I had a long relaxing surface interval – late breakfast alone and long wait for the team with two boatful of other guests who went to Nogas Island. Cruising westward again for my last dive with DM Boy, my mind was racing for more surprises deep down expecting another rich encounter as in the first. They called the site Bao-bao, another unspoiled colony and a deep dive again. We descend through the anchor line slowly mindful of the afternoon current, and indeed it was another display of active and varied marine life. There were surgeons, butterfly, snappers, groupers, angels, banners, breams, anthias, sand perch, unicorns, sponges, soft and hard corals and more. I was amazed of the richness down the flat blue waters, somewhere down it held important dwellings of delicate and precious marine species. The highlight of which is the giant moray eel, it’s head big as coffee cup! I did spend moments just watching the eel in awe, I swear it was the biggest moray I have encountered. I went 32.5 meters as deepest after 45 minutes with 1200psi of air left. Both dives were in enriched air at 32%.
Treasures Captured
Discovering Anini-y in the depths was a real surprise, a revelation of the richness from this sleepy town in down south of Panay. Sometimes there are events that are just meant to be despite the challenges. There are people that comes our way who become instruments and inspiration for those important moments. The delayed flight, road traffic, late arrival for the transpo, costly taxi trip to the town, costly accommodation – it paid off without doubt! What I witnessed could never be put exactly in this account, it was another priceless encounter and treasures in my heart to keep.
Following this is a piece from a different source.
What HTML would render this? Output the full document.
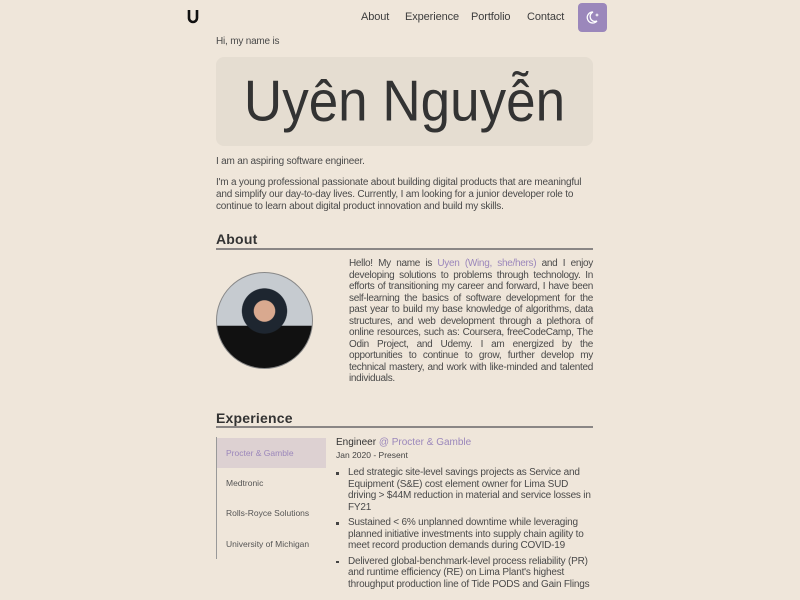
<!DOCTYPE html>
<html><head><meta charset="utf-8"><style>
*{margin:0;padding:0;box-sizing:border-box}
body{width:800px;height:600px;overflow:hidden;background:#efe6da;font-family:"Liberation Sans",sans-serif;color:#4a4a4a;position:relative}
.a{position:absolute}
.nav a{position:absolute;top:11px;font-size:11px;color:#3d3d3d;text-decoration:none;letter-spacing:-.1px}
.p{font-size:10px;line-height:12px;color:#4a4a4a;letter-spacing:-.2px}
h2{position:absolute;font-size:14px;font-weight:600;color:#333;letter-spacing:.2px}
.rule{position:absolute;left:216px;width:377px;height:2px;background:#8a8685}
.tab{position:absolute;left:217px;width:109px;height:30px;font-size:8.5px;color:#555;padding:10px 0 0 9px}
ul{list-style:none}
li{position:relative;padding-left:12px;margin-bottom:4px}
li:before{content:"";position:absolute;left:0;top:5px;width:2.5px;height:2.5px;background:#444}
</style></head><body>
<div class="a" style="left:187px;top:8px;width:12px;height:16px">
<svg width="12" height="16" viewBox="0 0 12 16"><path d="M2 2V10a4 4 0 0 0 8 0V2" fill="none" stroke="#111" stroke-width="2.6"/></svg></div>
<div class="nav">
<a style="left:361px">About</a><a style="left:405px">Experience</a><a style="left:471px">Portfolio</a><a style="left:527px">Contact</a></div>
<div class="a" style="left:578px;top:3px;width:29px;height:29px;background:#9b87bb;border-radius:4px">
<svg width="29" height="29" viewBox="0 0 29 29"><path d="M15 9a5.5 5.5 0 1 0 4 9a4.5 4.5 0 0 1-4-9z" fill="none" stroke="#fff" stroke-width="1.3"/><path d="M19 10l.6 1.4 1.4.6-1.4.6-.6 1.4-.6-1.4-1.4-.6 1.4-.6z" fill="#fff"/></svg></div>
<div class="a p" style="left:216px;top:36px;font-size:10px">Hi, my name is</div>
<div class="a" style="left:216px;top:57px;width:377px;height:89px;background:#e5ddd1;border-radius:8px"></div>
<div class="a" style="left:216px;top:66px;width:377px;text-align:center;font-size:53px;color:#333;line-height:72px;transform:scaleY(1.08)">Uyên Nguyễn</div>
<div class="a p" style="left:216px;top:156px">I am an aspiring software engineer.</div>
<div class="a p" style="left:216px;top:177px;width:377px">I'm a young professional passionate about building digital products that are meaningful and simplify our day-to-day lives. Currently, I am looking for a junior developer role to continue to learn about digital product innovation and build my skills.</div>
<h2 style="left:216px;top:231px">About</h2>
<div class="rule" style="top:248px"></div>
<div class="a" style="left:216px;top:272px;width:97px;height:97px;border-radius:50%;border:1.5px solid #888;background:radial-gradient(circle at 50% 40%,#d9a98f 0 14%,#1e2630 15% 30%,transparent 31%),linear-gradient(#c6cbd0 0 55%,#111 56%);overflow:hidden"></div>
<div class="a p" style="left:349px;top:258px;width:244px;text-align:justify;line-height:11.5px;letter-spacing:-.3px">Hello! My name is <span style="color:#9b87bb">Uyen (Wing, she/hers)</span> and I enjoy developing solutions to problems through technology. In efforts of transitioning my career and forward, I have been self-learning the basics of software development for the past year to build my base knowledge of algorithms, data structures, and web development through a plethora of online resources, such as: Coursera, freeCodeCamp, The Odin Project, and Udemy. I am energized by the opportunities to continue to grow, further develop my technical mastery, and work with like-minded and talented individuals.</div>
<h2 style="left:216px;top:410px">Experience</h2>
<div class="rule" style="top:426px;height:1.5px"></div>
<div class="a" style="left:216px;top:437px;width:1px;height:122px;background:#999"></div>
<div class="tab" style="top:438px;background:#ddd1d2;color:#9b87bb">Procter &amp; Gamble</div>
<div class="tab" style="top:468px">Medtronic</div>
<div class="tab" style="top:498px">Rolls-Royce Solutions</div>
<div class="tab" style="top:529px">University of Michigan</div>
<div class="a" style="left:336px;top:437px;font-size:10px;color:#333">Engineer <span style="color:#9b87bb">@ Procter &amp; Gamble</span></div>
<div class="a" style="left:336px;top:450px;font-size:8.5px;color:#444">Jan 2020 - Present</div>
<ul class="a p" style="left:336px;top:467px;width:255px;line-height:11.5px">
<li>Led strategic site-level savings projects as Service and Equipment (S&amp;E) cost element owner for Lima SUD driving &gt; $44M reduction in material and service losses in FY21</li>
<li>Sustained &lt; 6% unplanned downtime while leveraging planned initiative investments into supply chain agility to meet record production demands during COVID-19</li>
<li>Delivered global-benchmark-level process reliability (PR) and runtime efficiency (RE) on Lima Plant's highest throughput production line of Tide PODS and Gain Flings</li>
</ul>
</body></html>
Nogas Island, Anini-y Church, Siraan Hot Spring. Just few of reasons to be back in this town’s bosom. Most importantly, my gills and fins shall ache for its paradise beyond the surface. Alone, away, somewhere is always a rewarding one. I don’t doubt it anymore.
Travel Notes
1. The town of Anini-y is 81 kilometers from Iloilo City about two hours by land and can be reached by bus or van from Molo terminal.
2. The only diveshop in town is The Divehouse owned and operated by Mr. Boy Saldana with his friendly DMs – AJ and Mike.
3. Diving in nitrox is available at the Divehouse.